Corporation, Akola v. Syed Shabir Jani s/o Syed Alisaheb reported in 1997 2 CLR 1146 Colour Chem Ltd. v. A. L Alaspurkar and Ors.

reported in 1995 I CLR 638 Bhagirathmal Rainwa v. Judge, Industrial Tribunal, Jaipur and Anr. reported in 1995 I CLR 925 ""all deal with the

quantum of punishment in the event the employee is found guilty of misconduct. In the present case, I agree with the finding of the Industrial Court

that the employee cannot be considered to be guilty of the charges framed against him. The question, the employee suppressing the material facts

regarding an outstanding loan in the name of Hile also does not arise as this was not a part of the job assigned to the employee. The employee

being a clerk was merely expected to receive the loan applications and check whether loan form was in order and he was required to submit the

loan clerk for scrutiny.
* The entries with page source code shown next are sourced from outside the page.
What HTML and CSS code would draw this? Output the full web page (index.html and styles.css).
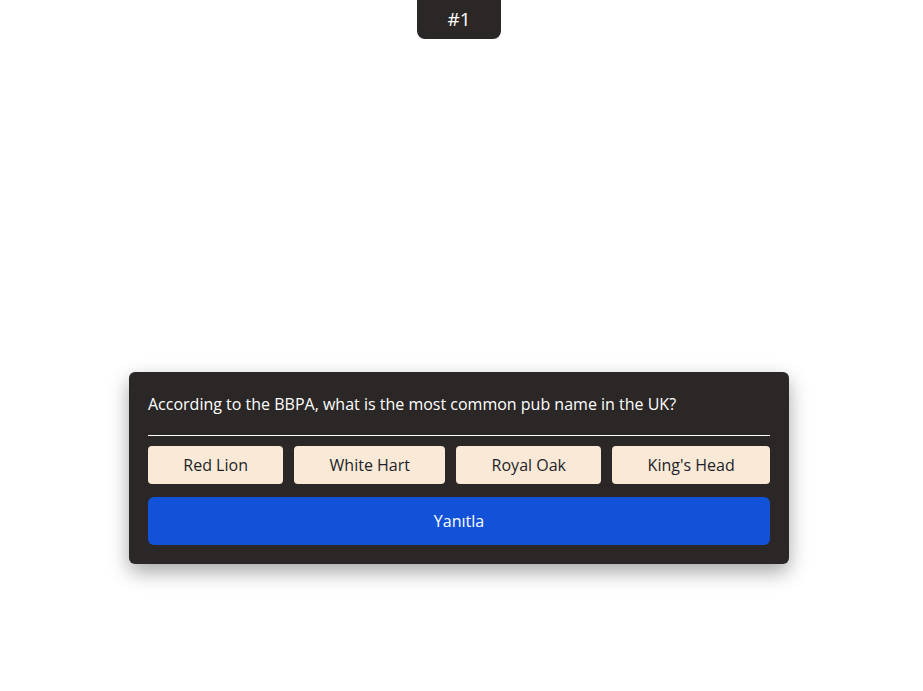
FILE: index.html
```html
<!DOCTYPE html>
<html lang="tr">
<head>
<meta charset="utf-8">
<title>Quiz</title>
<link rel="stylesheet" href="styles.css">
</head>
<body>
<div class="stage">
  <div class="badge">#1</div>
  <div class="card">
    <p class="question">According to the BBPA, what is the most common pub name in the UK?</p>
    <div class="options">
      <button class="option">Red Lion</button>
      <button class="option">White Hart</button>
      <button class="option">Royal Oak</button>
      <button class="option">King's Head</button>
    </div>
    <button class="submit">Yanıtla</button>
  </div>
</div>
</body>
</html>
```
FILE: styles.css
```css
html, body {
  margin: 0;
  padding: 0;
  background: #ffffff;
}
body {
  font-family: "Open Sans", "Noto Sans", sans-serif;
  width: 923px;
  height: 691px;
  overflow: hidden;
}
.stage {
  display: flex;
  flex-direction: column;
  align-items: flex-start;
  padding-left: 129px;
}
.badge {
  margin-left: 288px;
  width: 84px;
  height: 39px;
  box-sizing: border-box;
  background: #2b2726;
  color: #ffffff;
  border-radius: 0 0 8px 8px;
  font-size: 19px;
  font-weight: 500;
  display: flex;
  align-items: center;
  justify-content: center;
  padding-bottom: 2px;
}
.card {
  margin-top: 333px;
  width: 660px;
  box-sizing: border-box;
  background: #2b2726;
  border-radius: 6px;
  padding: 19px;
  box-shadow: 0 8px 20px rgba(0, 0, 0, 0.35);
  display: flex;
  flex-direction: column;
}
.question {
  margin: 0;
  color: #ffffff;
  font-size: 16px;
  line-height: 26px;
  padding-bottom: 18px;
  border-bottom: 1px solid #ffffff;
}
.options {
  display: flex;
  gap: 11px;
  margin-top: 10px;
}
.option {
  flex: 1 1 auto;
  height: 38px;
  border: none;
  border-radius: 4px;
  background: #fae9d6;
  color: #231f2a;
  font-family: inherit;
  font-size: 16px;
  padding: 0 10px;
}
.submit {
  margin-top: 13px;
  height: 48px;
  border: none;
  border-radius: 6px;
  background: #1152d9;
  color: #ffffff;
  font-family: inherit;
  font-size: 16px;
}
```
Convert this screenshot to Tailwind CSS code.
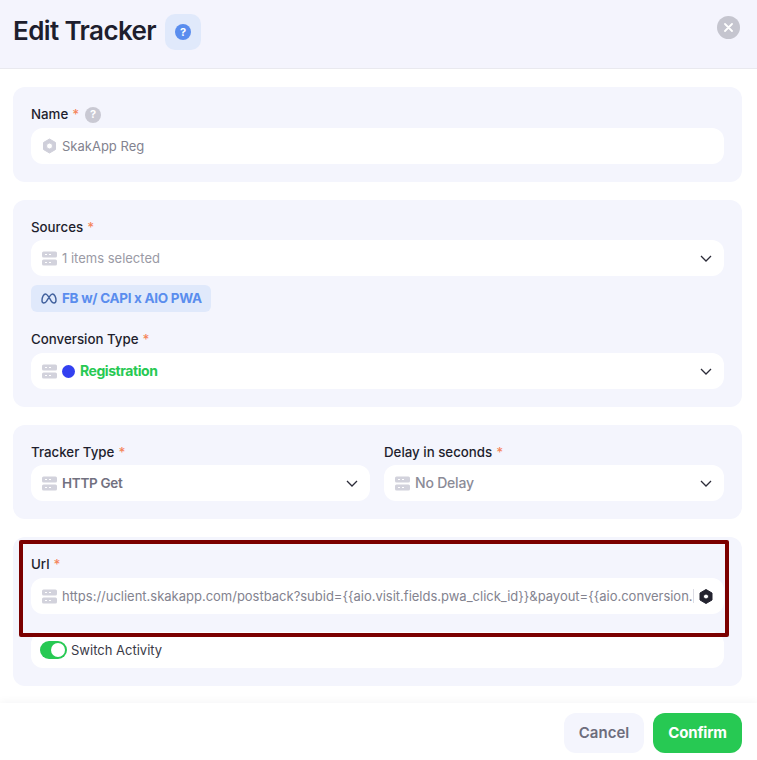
<!doctype html>
<html lang="en">
  <head>
    <meta charset="UTF-8" />
    <title>Edit Tracker</title>
    <script src="https://cdn.jsdelivr.net/npm/@tailwindcss/browser@4"></script>
  </head>
  <body class="bg-white">
    <div class="relative h-[760px] w-[757px] overflow-hidden bg-white font-['Inter',sans-serif] text-[#1e1e2d]">
      <!-- header -->
      <div class="flex h-[69px] items-start border-b border-[#e9e9ef] bg-[#f4f4fd] pl-[13px] pr-[17px]">
        <h1 class="mt-[13px] text-[26px] leading-[36px] font-semibold tracking-[-0.6px]">Edit Tracker</h1>
        <div class="mt-[14px] ml-[9px] flex h-9 w-9 items-center justify-center rounded-[10px] bg-[#e0e9fb]">
          <div class="flex h-4 w-4 items-center justify-center rounded-full bg-[#5a8dee] text-[11px] leading-none font-bold text-white">?</div>
        </div>
        <div class="mt-4 ml-auto flex h-[23px] w-[23px] items-center justify-center rounded-full bg-[#c5c5cf]">
          <svg width="9" height="9" viewBox="0 0 9 9"><path d="M1 1l7 7M8 1L1 8" stroke="#fff" stroke-width="1.8" stroke-linecap="round" /></svg>
        </div>
      </div>

      <!-- form -->
      <div class="flex flex-col gap-[18px] pt-[18px] pr-[15px] pl-[13px]">
        <div class="rounded-xl bg-[#f4f5fd] p-[18px]">
          <div class="mb-1 flex h-[19px] items-center text-[13.3px] font-medium">
            Name <span class="ml-1 text-[#f4845a]">*</span>
            <span class="ml-[6px] flex h-4 w-4 items-center justify-center rounded-full bg-[#c9c9d3] text-[11px] font-bold text-white">?</span>
          </div>
          <div class="flex h-9 items-center rounded-xl bg-white pl-[11px] text-[13px] text-[#83838f]">
            <svg class="mr-[5px] shrink-0" width="15" height="16" viewBox="0 0 15 16"><path fill-rule="evenodd" d="M7.5 1l6 3.5v7L7.5 15l-6-3.5v-7zM7.5 5a3 3 0 100 6 3 3 0 000-6z" fill="#cfcfda" stroke="#cfcfda" stroke-linejoin="round" /></svg>
            <span class="pt-0.5">SkakApp Reg</span>
          </div>
        </div>

        <div class="rounded-xl bg-[#f4f5fd] p-[18px]">
          <div class="mb-1 flex h-[18px] items-center pt-0.5 text-[13.3px] font-medium">Sources <span class="ml-1 text-[#f4845a]">*</span></div>
          <div class="flex h-9 items-center rounded-xl bg-white px-3 pl-[11px] text-[13px] text-[#9a9aa5]">
            <svg class="mr-[5px] shrink-0" width="15" height="15" viewBox="0 0 15 15"><rect y="0.5" width="15" height="6" rx="1.5" fill="#d2d2dc" /><rect y="8.5" width="15" height="6" rx="1.5" fill="#d2d2dc" /><path d="M3 3.5h2M7 3.5h2M3 11.5h2M7 11.5h2" stroke="#fff" /></svg>
            <span class="pt-0.5">1 items selected</span>
            <svg class="ml-auto" width="12" height="7" viewBox="0 0 12 7"><path d="M1 1l5 5 5-5" fill="none" stroke="#2b2b38" stroke-width="1.3" /></svg>
          </div>
          <div class="mt-[9px] inline-flex h-[27px] w-[180px] items-center rounded-md bg-[#e0e9fb] pl-[10px] text-[13.5px] font-bold tracking-[-0.3px] text-[#5a8dee]">
            <svg class="mr-[5px] shrink-0" width="16" height="11" viewBox="0 0 16 11"><path d="M2.5 10C1.3 10 1 8.800 1 7.500 1 4 2.800 1 4.500 1 6.500 1 8.500 5 10.500 8.500 11.300 9.700 12.200 10 13 10 14.300 10 15 9 15 7.300 15 4 13.300 1 11.500 1 9.500 1 7 6 5.500 8.300 4.500 9.700 3.500 10 2.500 10z" fill="none" stroke="#3f5f9c" stroke-width="1.400" /></svg>
            FB w/ CAPI x AIO PWA
          </div>
          <div class="mt-[18px] mb-[5px] flex h-[18px] items-center pt-0.5 text-[13.3px] font-medium">Conversion Type <span class="ml-1 text-[#f4845a]">*</span></div>
          <div class="flex h-9 items-center rounded-xl bg-white px-3 pl-[11px] text-sm">
            <svg class="mr-[5px] shrink-0" width="15" height="15" viewBox="0 0 15 15"><rect y="0.5" width="15" height="6" rx="1.5" fill="#d2d2dc" /><rect y="8.5" width="15" height="6" rx="1.5" fill="#d2d2dc" /><path d="M3 3.500h2M7 3.500h2M3 11.500h2M7 11.500h2" stroke="#fff" /></svg>
            <span class="mr-[5px] h-[13px] w-[13px] rounded-full bg-[#3340f0]"></span>
            <span class="font-bold tracking-[-0.45px] text-[#27c953]">Registration</span>
            <svg class="ml-auto" width="12" height="7" viewBox="0 0 12 7"><path d="M1 1l5 5 5-5" fill="none" stroke="#2b2b38" stroke-width="1.3" /></svg>
          </div>
        </div>

        <div class="flex gap-[14px] rounded-xl bg-[#f4f5fd] p-[18px]">
          <div class="w-[339px]">
            <div class="mb-1 flex h-[18px] items-center pt-0.5 text-[13.3px] font-medium">Tracker Type <span class="ml-1 text-[#f4845a]">*</span></div>
            <div class="flex h-9 items-center rounded-xl bg-white px-3 pl-[11px] text-[13.5px] font-semibold tracking-[-0.3px] text-[#71717f]">
              <svg class="mr-[5px] shrink-0" width="15" height="15" viewBox="0 0 15 15"><rect y="0.5" width="15" height="6" rx="1.5" fill="#d2d2dc" /><rect y="8.5" width="15" height="6" rx="1.5" fill="#d2d2dc" /><path d="M3 3.500h2M7 3.500h2M3 11.500h2M7 11.500h2" stroke="#fff" /></svg>
              HTTP Get
              <svg class="ml-auto" width="12" height="7" viewBox="0 0 12 7"><path d="M1 1l5 5 5-5" fill="none" stroke="#2b2b38" stroke-width="1.3" /></svg>
            </div>
          </div>
          <div class="flex-1">
            <div class="mb-1 flex h-[18px] items-center pt-0.5 text-[13.3px] font-medium">Delay in seconds <span class="ml-1 text-[#f4845a]">*</span></div>
            <div class="flex h-9 items-center rounded-xl bg-white px-3 pl-[11px] text-sm font-medium tracking-[-0.2px] text-[#8b8b97]">
              <svg class="mr-[5px] shrink-0" width="15" height="15" viewBox="0 0 15 15"><rect y="0.5" width="15" height="6" rx="1.5" fill="#d2d2dc" /><rect y="8.5" width="15" height="6" rx="1.5" fill="#d2d2dc" /><path d="M3 3.500h2M7 3.500h2M3 11.500h2M7 11.500h2" stroke="#fff" /></svg>
              No Delay
              <svg class="ml-auto" width="12" height="7" viewBox="0 0 12 7"><path d="M1 1l5 5 5-5" fill="none" stroke="#2b2b38" stroke-width="1.3" /></svg>
            </div>
          </div>
        </div>

        <div class="rounded-xl bg-[#f4f5fd] p-[18px]">
          <div class="mb-[5px] flex h-[18px] items-center pt-0.5 text-[13.3px] font-medium">Url <span class="ml-1 text-[#f4845a]">*</span></div>
          <div class="flex h-9 items-center rounded-xl bg-white pr-[10px] pl-[11px] text-[13px] tracking-[-0.01px] text-[#83838f]">
            <svg class="mr-[5px] shrink-0" width="15" height="15" viewBox="0 0 15 15"><rect y="0.5" width="15" height="6" rx="1.5" fill="#d2d2dc" /><rect y="8.5" width="15" height="6" rx="1.5" fill="#d2d2dc" /><path d="M3 3.500h2M7 3.500h2M3 11.500h2M7 11.500h2" stroke="#fff" /></svg>
            <span class="whitespace-nowrap pt-0.5">https://uclient.skakapp.com/postback?subid={{aio.visit.fields.pwa_click_id}}&amp;payout={{aio.conversion.</span>
            <span class="h-[14px] w-px bg-[#dcdce4]"></span>
            <svg class="ml-auto shrink-0" width="16" height="17" viewBox="0 0 16 17"><path fill-rule="evenodd" d="M8 1.500l6 3.500v7l-6 3.500L2 12V5zM8 6a2.500 2.500 0 100 5 2.500 2.500 0 000-5z" fill="#23232f" stroke="#23232f" stroke-linejoin="round" /></svg>
          </div>
          <div class="mt-[18px] flex h-9 items-center rounded-xl bg-white pl-[9px] text-[13px] text-[#3a3a47]">
            <div class="mr-[4px] flex h-[18px] w-[27px] items-center justify-end rounded-full bg-[#27c953] pr-[2px]">
              <div class="h-[14px] w-[14px] rounded-full bg-white"></div>
            </div>
            <span class="pt-0.5">Switch Activity</span>
          </div>
        </div>
      </div>

      <!-- footer -->
      <div class="mt-[17px] flex h-[57px] justify-end gap-[9px] bg-white px-[15px] pt-[10px] shadow-[0_-2px_8px_rgba(30,30,60,0.04)]">
        <button class="h-10 w-20 rounded-xl bg-[#f4f5fd] text-[15px] font-semibold text-[#6d6d7c]">Cancel</button>
        <button class="h-10 w-[89px] rounded-xl bg-[#27c953] text-[15px] font-bold tracking-[-0.2px] text-white">Confirm</button>
      </div>

      <!-- red highlight drawn over the screenshot -->
      <div class="absolute top-[540px] left-[19px] h-[97px] w-[710px] rounded-[2px] border-4 border-[#7b0000]"></div>
    </div>
  </body>
</html>
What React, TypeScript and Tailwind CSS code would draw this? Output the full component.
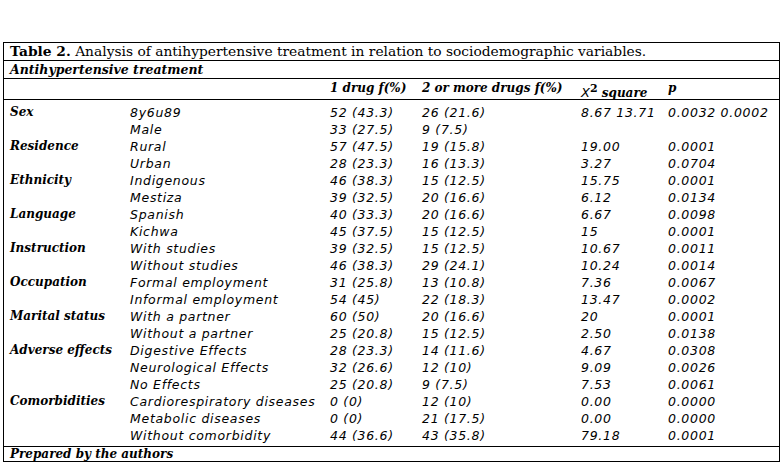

Admittedly, these clerks have not done their duty and no action has been taken against them.

18. The order of the Labour Court and Industrial Court are set aside. The employee is entitled to reinstatement as a peon with continuity of service

with full backwages. Writ Petition No. 1476 of 1999 is dismissed and writ petition No. 2605 of 1999 is allowed.

19. Writ petitions are disposed of accordingly.

20. Mr. Shah prays for 8 weeks stay of the order. Stay granted. However, in the meantime, the employer society will continue to pay wages to the

employee at the rates directed by this Court in its earlier orders.

Parties to act on an ordinary copy of this order duly authenticated by the Court Associate.